• TASK INSTRUCTIONS: Include the line containing "flex min-h-screen flex-col" and all lines before it, repeated exactly from the listing below, without pictures.

....................

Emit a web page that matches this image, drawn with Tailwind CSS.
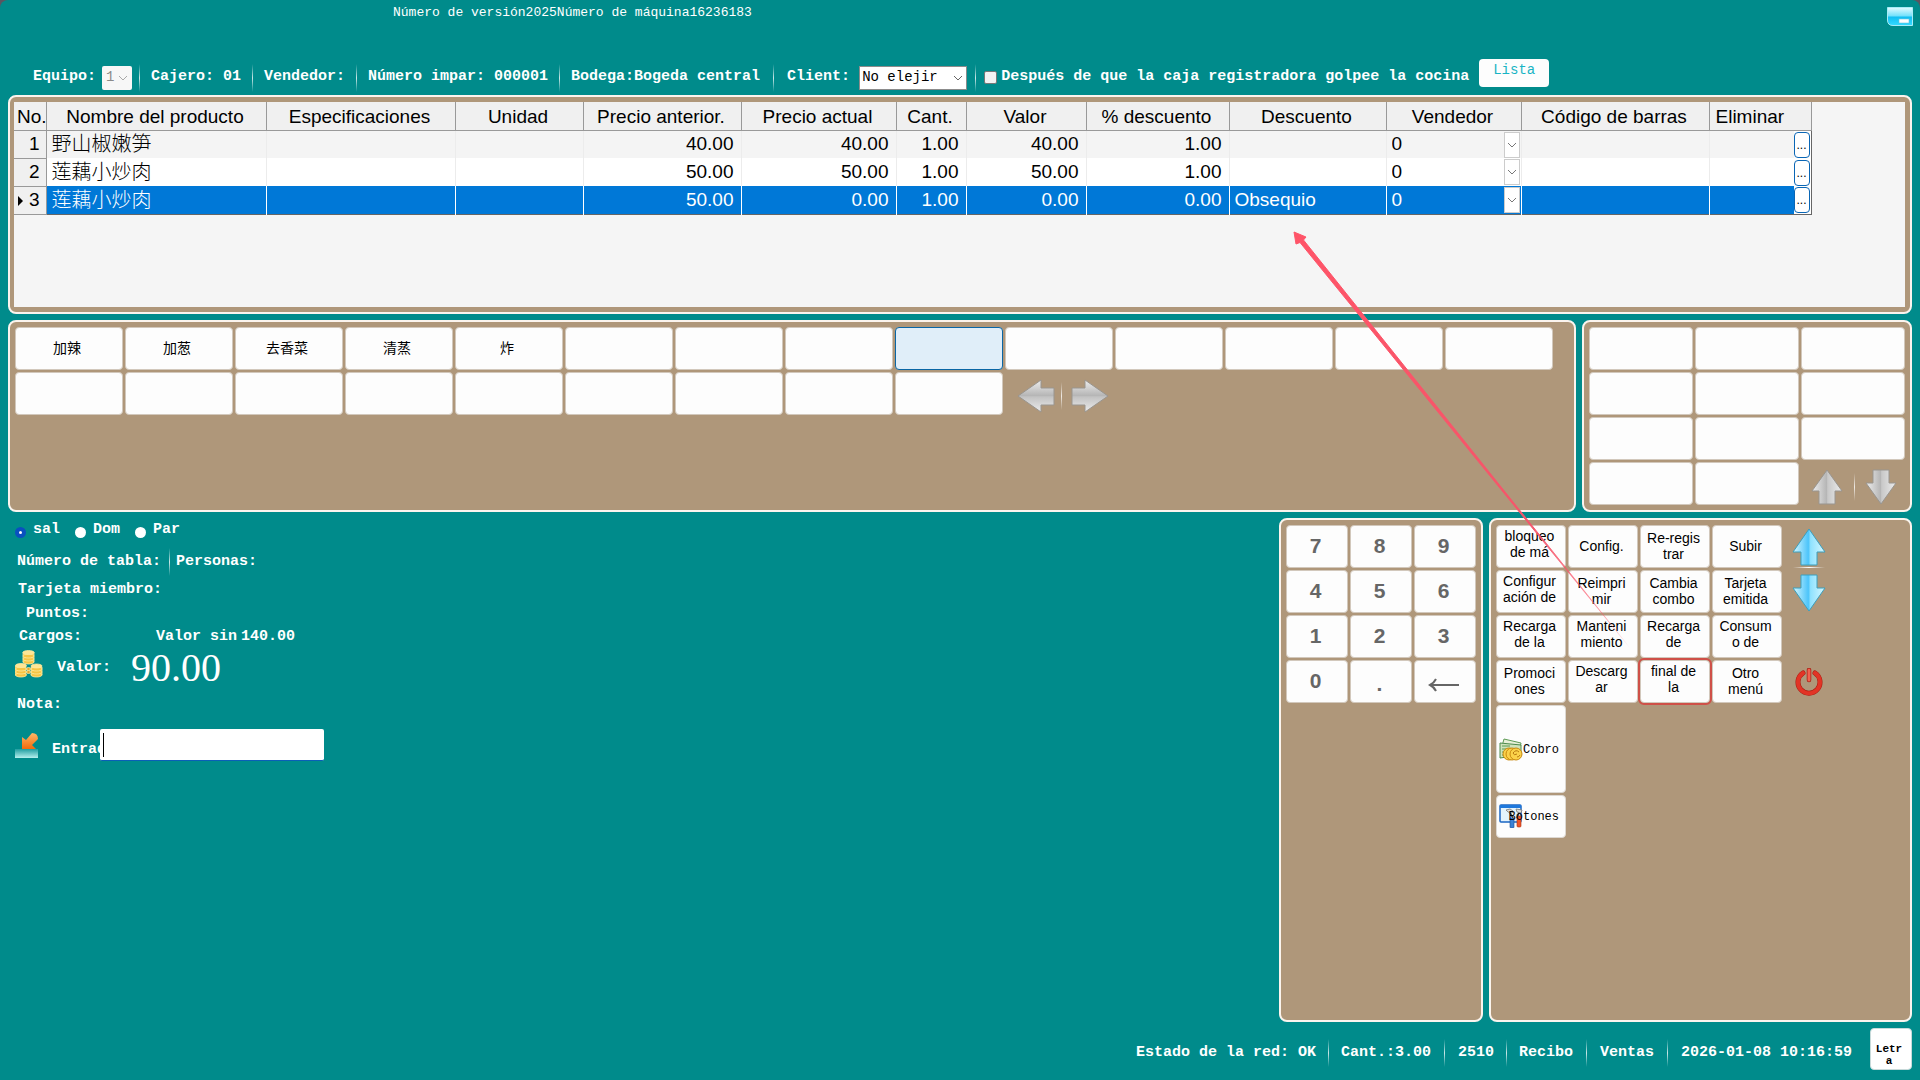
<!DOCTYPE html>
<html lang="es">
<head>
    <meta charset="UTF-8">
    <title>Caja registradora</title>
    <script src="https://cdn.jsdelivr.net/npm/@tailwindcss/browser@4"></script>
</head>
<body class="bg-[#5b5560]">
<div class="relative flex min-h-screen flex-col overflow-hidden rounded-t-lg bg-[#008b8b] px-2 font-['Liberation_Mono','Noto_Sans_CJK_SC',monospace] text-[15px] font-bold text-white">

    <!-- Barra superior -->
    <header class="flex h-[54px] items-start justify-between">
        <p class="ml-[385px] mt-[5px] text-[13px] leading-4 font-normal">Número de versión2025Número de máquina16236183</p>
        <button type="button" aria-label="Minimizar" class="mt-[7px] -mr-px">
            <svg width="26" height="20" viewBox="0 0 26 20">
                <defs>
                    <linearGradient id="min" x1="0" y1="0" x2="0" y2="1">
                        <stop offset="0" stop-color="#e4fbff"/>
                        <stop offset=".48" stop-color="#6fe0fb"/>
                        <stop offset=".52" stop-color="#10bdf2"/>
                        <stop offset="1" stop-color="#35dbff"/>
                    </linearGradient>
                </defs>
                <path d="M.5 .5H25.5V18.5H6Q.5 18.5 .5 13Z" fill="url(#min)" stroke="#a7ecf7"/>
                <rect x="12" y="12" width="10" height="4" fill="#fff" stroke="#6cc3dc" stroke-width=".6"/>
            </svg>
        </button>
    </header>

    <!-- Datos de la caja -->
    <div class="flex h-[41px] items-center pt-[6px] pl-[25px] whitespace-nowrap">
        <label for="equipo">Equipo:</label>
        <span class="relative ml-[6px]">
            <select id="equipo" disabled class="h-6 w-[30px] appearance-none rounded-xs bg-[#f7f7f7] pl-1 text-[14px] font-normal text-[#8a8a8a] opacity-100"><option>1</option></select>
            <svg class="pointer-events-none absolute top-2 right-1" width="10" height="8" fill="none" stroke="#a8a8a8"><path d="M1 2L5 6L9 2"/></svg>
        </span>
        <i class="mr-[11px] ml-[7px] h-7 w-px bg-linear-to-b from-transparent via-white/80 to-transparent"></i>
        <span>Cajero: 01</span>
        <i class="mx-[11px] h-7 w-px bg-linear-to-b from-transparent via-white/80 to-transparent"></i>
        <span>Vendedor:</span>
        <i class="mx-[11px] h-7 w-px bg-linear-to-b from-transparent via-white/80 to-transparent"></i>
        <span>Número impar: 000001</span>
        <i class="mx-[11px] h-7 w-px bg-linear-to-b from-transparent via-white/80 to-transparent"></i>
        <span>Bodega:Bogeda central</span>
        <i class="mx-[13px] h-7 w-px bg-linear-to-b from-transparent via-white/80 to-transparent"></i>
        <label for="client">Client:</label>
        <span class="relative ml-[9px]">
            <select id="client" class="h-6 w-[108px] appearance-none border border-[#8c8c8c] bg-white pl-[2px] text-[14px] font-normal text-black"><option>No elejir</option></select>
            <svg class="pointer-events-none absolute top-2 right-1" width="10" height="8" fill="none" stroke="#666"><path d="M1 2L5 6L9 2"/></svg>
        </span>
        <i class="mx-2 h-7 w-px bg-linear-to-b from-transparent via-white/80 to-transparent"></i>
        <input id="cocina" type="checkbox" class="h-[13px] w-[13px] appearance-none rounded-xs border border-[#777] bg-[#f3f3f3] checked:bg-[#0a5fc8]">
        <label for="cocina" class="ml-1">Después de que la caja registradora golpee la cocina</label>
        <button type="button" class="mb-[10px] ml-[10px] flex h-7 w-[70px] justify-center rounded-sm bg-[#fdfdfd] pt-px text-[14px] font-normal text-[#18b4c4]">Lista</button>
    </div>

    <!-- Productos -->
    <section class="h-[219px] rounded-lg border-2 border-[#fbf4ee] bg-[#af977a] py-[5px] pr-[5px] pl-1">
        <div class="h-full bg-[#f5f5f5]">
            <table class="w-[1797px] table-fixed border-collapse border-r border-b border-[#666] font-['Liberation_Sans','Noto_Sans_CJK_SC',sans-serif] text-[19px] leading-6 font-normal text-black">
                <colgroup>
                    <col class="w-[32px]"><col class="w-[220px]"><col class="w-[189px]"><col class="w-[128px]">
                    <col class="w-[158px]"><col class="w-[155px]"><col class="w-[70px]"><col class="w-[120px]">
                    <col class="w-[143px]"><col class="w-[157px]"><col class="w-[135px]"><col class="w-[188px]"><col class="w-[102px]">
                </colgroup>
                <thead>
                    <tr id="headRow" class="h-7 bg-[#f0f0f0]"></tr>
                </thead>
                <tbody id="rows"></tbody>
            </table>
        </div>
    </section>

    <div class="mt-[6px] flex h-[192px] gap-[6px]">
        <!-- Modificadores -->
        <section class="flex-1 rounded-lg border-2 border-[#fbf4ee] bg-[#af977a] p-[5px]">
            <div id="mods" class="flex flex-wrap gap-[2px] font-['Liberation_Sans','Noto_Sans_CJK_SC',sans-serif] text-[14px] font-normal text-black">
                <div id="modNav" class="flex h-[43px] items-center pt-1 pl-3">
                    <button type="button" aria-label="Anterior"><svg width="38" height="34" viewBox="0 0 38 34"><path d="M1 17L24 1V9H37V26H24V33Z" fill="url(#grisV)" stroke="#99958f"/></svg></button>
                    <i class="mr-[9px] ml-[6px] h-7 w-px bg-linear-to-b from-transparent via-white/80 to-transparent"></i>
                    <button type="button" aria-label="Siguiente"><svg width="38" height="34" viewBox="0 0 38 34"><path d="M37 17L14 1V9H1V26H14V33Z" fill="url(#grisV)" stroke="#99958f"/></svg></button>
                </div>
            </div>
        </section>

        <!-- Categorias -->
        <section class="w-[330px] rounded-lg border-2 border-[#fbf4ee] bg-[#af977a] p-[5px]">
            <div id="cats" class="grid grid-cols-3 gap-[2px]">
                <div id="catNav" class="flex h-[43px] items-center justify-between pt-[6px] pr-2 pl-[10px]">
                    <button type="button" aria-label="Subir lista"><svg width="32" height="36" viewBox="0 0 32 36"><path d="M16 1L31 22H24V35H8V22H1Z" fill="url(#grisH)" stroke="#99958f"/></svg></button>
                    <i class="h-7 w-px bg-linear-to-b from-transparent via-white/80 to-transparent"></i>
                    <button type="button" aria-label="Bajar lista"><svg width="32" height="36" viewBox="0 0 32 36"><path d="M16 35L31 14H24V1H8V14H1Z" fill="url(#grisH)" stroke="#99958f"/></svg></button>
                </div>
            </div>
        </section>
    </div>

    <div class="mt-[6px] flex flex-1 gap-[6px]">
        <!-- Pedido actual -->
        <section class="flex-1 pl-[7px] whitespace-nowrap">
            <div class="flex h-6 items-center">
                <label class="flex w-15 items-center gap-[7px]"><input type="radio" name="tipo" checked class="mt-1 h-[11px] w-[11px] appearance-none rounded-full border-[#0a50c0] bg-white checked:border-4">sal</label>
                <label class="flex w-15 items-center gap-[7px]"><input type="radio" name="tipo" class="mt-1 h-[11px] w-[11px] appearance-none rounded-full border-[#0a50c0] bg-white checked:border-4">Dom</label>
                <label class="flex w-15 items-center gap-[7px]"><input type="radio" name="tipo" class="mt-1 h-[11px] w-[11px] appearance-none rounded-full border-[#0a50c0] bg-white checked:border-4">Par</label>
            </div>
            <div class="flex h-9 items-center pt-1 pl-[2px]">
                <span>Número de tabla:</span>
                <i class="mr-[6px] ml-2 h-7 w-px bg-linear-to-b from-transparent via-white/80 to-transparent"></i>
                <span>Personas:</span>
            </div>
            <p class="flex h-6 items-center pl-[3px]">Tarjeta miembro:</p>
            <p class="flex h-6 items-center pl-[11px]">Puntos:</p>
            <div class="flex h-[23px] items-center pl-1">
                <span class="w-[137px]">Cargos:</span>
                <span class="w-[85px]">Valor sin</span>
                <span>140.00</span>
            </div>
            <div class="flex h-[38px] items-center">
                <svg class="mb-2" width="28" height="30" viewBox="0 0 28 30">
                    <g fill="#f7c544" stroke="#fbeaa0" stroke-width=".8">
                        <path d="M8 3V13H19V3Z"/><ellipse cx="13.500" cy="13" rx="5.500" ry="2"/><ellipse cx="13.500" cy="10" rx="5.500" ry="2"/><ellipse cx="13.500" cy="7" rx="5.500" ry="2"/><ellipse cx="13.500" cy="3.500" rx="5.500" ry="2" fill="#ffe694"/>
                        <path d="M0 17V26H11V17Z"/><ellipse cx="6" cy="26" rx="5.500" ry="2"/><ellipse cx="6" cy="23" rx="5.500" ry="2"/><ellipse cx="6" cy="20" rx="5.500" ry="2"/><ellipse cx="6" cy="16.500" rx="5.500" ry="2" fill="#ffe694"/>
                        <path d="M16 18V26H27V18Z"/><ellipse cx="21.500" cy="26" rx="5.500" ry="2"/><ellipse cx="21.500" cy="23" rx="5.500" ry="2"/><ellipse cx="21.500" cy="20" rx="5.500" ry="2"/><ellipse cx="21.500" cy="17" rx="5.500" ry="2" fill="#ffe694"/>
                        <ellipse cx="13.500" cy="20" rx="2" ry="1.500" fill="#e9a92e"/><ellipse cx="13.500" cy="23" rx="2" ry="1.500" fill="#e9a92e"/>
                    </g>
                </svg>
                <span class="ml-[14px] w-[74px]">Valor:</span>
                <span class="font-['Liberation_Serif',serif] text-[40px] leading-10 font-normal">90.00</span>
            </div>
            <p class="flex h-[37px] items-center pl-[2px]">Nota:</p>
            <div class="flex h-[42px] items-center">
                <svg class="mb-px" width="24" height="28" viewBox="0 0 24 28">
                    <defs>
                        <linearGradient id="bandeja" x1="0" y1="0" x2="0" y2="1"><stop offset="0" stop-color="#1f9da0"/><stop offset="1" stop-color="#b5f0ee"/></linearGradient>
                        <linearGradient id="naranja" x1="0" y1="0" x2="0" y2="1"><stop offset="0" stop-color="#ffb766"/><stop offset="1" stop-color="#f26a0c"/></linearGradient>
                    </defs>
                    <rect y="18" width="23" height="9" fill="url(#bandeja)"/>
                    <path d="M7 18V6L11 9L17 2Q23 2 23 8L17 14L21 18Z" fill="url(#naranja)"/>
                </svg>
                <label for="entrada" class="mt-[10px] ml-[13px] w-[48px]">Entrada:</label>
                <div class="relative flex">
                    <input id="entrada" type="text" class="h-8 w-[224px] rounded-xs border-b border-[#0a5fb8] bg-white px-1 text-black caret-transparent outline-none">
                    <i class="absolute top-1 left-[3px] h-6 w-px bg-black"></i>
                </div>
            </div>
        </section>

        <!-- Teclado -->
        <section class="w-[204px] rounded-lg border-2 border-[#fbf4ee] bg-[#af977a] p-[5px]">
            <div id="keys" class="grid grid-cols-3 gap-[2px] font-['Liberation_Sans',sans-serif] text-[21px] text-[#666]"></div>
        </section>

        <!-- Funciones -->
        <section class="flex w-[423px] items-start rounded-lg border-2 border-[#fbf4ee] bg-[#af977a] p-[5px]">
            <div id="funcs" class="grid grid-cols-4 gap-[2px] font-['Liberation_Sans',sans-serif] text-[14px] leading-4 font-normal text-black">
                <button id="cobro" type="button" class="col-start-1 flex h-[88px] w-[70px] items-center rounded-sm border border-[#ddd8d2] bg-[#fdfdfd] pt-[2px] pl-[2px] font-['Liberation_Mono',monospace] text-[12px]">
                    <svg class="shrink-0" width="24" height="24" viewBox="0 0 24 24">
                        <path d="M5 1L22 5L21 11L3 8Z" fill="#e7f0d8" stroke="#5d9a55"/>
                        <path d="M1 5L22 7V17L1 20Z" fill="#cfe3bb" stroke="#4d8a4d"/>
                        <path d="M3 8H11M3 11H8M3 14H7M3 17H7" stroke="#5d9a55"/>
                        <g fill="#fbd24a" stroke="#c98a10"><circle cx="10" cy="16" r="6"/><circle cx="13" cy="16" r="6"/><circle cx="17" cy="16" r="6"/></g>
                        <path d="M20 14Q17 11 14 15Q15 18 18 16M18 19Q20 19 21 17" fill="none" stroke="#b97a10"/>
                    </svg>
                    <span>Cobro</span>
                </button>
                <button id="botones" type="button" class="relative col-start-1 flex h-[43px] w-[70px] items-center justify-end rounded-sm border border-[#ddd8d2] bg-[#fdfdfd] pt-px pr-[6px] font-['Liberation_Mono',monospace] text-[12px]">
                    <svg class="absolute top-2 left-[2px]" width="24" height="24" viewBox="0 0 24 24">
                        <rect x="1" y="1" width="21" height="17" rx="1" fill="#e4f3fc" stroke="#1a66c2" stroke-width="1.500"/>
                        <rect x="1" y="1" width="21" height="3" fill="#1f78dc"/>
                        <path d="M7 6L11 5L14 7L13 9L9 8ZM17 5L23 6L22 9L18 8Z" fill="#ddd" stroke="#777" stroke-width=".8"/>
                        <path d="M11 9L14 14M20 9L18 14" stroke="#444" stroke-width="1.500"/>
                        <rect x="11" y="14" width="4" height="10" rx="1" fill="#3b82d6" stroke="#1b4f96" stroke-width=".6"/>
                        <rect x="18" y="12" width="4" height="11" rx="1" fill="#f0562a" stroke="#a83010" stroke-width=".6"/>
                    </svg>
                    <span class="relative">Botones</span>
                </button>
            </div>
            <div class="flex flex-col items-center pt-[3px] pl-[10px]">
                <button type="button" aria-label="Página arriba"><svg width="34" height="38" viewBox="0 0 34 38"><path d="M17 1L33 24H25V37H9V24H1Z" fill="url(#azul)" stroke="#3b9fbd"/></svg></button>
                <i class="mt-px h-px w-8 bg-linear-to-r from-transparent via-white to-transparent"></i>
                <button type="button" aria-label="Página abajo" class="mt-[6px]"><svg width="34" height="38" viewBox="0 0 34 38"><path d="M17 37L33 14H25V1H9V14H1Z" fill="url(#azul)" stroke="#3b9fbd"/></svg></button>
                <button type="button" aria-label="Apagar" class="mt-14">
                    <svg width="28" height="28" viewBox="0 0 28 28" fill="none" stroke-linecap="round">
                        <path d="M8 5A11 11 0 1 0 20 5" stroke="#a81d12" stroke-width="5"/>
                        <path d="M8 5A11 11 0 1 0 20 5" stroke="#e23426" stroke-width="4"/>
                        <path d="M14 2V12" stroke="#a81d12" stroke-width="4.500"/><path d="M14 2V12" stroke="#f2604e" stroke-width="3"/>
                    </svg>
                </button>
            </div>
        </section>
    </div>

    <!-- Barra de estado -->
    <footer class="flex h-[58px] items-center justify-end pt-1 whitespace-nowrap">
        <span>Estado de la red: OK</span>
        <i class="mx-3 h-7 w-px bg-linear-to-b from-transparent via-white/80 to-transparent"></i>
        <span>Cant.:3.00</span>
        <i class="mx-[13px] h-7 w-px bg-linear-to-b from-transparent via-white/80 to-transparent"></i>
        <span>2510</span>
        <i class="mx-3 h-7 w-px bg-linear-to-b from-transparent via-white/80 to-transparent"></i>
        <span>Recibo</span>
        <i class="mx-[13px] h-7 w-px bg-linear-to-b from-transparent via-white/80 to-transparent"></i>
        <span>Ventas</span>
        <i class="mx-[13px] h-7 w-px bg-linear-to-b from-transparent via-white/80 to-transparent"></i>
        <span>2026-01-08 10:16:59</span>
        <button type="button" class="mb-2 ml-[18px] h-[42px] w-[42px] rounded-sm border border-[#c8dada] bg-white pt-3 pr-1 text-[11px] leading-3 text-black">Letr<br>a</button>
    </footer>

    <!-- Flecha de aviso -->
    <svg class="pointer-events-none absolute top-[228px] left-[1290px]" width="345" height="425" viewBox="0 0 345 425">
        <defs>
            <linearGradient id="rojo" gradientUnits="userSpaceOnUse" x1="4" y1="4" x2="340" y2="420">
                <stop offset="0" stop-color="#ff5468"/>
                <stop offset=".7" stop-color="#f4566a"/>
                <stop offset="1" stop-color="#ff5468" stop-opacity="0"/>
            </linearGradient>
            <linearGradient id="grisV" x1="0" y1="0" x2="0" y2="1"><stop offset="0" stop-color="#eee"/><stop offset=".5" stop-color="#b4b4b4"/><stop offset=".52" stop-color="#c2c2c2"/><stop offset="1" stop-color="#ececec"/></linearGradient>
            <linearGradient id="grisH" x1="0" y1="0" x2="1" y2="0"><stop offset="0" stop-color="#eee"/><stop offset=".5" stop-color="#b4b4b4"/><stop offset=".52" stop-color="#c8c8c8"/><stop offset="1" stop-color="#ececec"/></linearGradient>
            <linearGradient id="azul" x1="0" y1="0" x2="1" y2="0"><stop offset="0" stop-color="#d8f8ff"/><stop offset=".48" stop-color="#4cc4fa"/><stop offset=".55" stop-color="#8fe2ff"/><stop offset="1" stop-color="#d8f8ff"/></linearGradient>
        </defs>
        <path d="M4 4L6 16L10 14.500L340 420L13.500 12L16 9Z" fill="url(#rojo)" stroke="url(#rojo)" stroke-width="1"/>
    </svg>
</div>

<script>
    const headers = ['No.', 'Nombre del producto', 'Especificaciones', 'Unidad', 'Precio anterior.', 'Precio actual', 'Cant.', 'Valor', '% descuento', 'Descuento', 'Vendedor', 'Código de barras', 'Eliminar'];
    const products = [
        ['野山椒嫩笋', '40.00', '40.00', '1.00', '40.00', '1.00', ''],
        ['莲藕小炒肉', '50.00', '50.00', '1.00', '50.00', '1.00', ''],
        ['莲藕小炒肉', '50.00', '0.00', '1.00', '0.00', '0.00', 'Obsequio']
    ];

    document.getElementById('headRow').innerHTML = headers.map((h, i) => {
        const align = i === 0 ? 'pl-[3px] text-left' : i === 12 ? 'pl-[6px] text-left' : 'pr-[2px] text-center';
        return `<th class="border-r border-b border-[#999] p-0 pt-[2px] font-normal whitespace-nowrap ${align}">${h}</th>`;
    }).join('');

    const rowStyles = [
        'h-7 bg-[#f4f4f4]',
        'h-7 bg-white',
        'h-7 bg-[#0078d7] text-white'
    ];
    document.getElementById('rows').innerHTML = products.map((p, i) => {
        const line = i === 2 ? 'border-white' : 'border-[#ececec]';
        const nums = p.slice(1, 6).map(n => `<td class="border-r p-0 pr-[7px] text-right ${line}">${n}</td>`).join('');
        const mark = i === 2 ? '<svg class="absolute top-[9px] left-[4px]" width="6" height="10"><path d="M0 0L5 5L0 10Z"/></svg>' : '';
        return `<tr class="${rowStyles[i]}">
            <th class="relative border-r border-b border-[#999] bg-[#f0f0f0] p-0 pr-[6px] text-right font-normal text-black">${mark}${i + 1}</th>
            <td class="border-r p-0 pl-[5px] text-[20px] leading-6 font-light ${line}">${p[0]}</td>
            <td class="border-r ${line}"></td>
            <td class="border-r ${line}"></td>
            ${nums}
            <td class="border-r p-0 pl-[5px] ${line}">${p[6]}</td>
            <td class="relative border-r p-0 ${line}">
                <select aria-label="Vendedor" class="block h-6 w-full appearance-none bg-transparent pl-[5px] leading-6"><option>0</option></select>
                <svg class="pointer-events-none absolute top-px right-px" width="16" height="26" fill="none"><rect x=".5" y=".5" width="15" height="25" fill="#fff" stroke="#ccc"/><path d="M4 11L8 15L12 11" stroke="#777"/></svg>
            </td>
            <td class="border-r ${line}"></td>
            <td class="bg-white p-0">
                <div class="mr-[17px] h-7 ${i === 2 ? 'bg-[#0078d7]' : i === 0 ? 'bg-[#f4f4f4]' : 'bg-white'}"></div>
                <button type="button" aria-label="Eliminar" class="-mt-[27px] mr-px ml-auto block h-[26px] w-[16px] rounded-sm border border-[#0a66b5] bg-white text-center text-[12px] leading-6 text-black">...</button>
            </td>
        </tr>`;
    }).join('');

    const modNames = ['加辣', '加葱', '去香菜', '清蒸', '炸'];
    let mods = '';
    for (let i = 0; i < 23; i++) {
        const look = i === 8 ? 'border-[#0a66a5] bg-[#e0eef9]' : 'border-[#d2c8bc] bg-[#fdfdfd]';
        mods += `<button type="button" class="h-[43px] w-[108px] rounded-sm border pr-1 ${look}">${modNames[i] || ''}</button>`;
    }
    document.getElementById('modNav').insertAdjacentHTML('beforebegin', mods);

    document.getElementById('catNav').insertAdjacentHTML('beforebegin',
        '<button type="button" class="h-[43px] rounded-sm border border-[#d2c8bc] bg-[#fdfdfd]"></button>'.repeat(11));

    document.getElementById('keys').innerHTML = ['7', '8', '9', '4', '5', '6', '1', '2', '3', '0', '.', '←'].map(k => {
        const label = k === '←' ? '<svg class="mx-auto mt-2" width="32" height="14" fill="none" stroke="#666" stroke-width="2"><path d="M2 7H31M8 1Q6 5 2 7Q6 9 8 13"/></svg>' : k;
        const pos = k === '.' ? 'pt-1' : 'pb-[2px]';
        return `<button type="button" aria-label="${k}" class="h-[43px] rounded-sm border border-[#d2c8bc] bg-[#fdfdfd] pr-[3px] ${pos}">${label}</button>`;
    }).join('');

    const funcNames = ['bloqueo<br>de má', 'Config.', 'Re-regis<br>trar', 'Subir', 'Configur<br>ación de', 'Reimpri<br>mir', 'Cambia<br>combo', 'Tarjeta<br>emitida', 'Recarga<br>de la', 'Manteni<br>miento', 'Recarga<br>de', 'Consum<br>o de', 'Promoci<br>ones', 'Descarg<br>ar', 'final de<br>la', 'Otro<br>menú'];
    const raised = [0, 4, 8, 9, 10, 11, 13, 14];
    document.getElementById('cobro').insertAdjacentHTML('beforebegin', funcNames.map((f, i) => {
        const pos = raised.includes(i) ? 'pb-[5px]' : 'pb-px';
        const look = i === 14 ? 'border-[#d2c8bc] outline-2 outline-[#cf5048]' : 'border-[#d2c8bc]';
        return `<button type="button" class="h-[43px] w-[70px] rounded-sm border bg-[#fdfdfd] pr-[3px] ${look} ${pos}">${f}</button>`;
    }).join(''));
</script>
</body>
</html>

....................

• RESPONSE TO THE EXERCISE:
Emit a web page that matches this image, drawn with Tailwind CSS.
<!DOCTYPE html>
<html lang="es">
<head>
    <meta charset="UTF-8">
    <title>Caja registradora</title>
    <script src="https://cdn.jsdelivr.net/npm/@tailwindcss/browser@4"></script>
</head>
<body class="bg-[#5b5560]">
<div class="relative flex min-h-screen flex-col overflow-hidden rounded-t-lg bg-[#008b8b] px-2 font-['Liberation_Mono','Noto_Sans_CJK_SC',monospace] text-[15px] font-bold text-white">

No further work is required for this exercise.